Stick a pin in this shell, and a toe flinches slightly. That's not my dad.

Show me the MRI charts- maybe he's hiding somewhere in that digital data. Show me the EEG's- he likes to play up his sickness. He's got to be somewhere, but that shell in the bed doesn't have him. Give me the two pennies to put on those eyes... roll that corpse into the corner. Black humor when my father was contained in that shell. Now simply the best thing to do with that vacant body.
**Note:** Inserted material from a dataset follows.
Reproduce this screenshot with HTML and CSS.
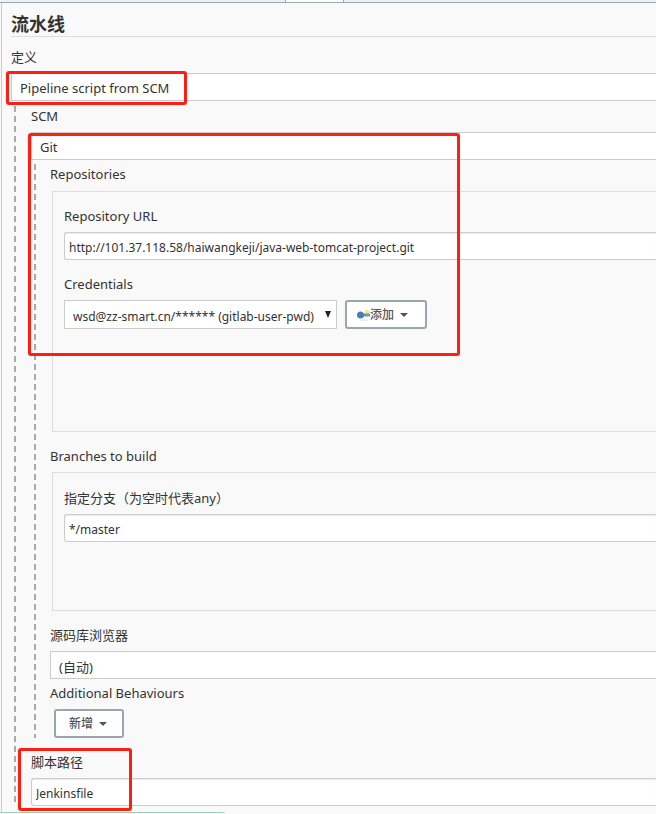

Want me to cry over that body? Anger, Bargaining, Depression... what were all those Kubler-Ross stages? None of them applicable, because that body isn't my dad. I've cried, to be sure, but not because of what I've seen. I cry because of what I don't see. My dad is gone, and it's only taking a while for that empty shell to realize. The priest asks if it's an emergency- do they need to perform the Last Rites within the hour? No, it's not, I answer. It can wait.

I don't tell him that it's already too late. My dad is already gone. They will only be anointing an empty shell.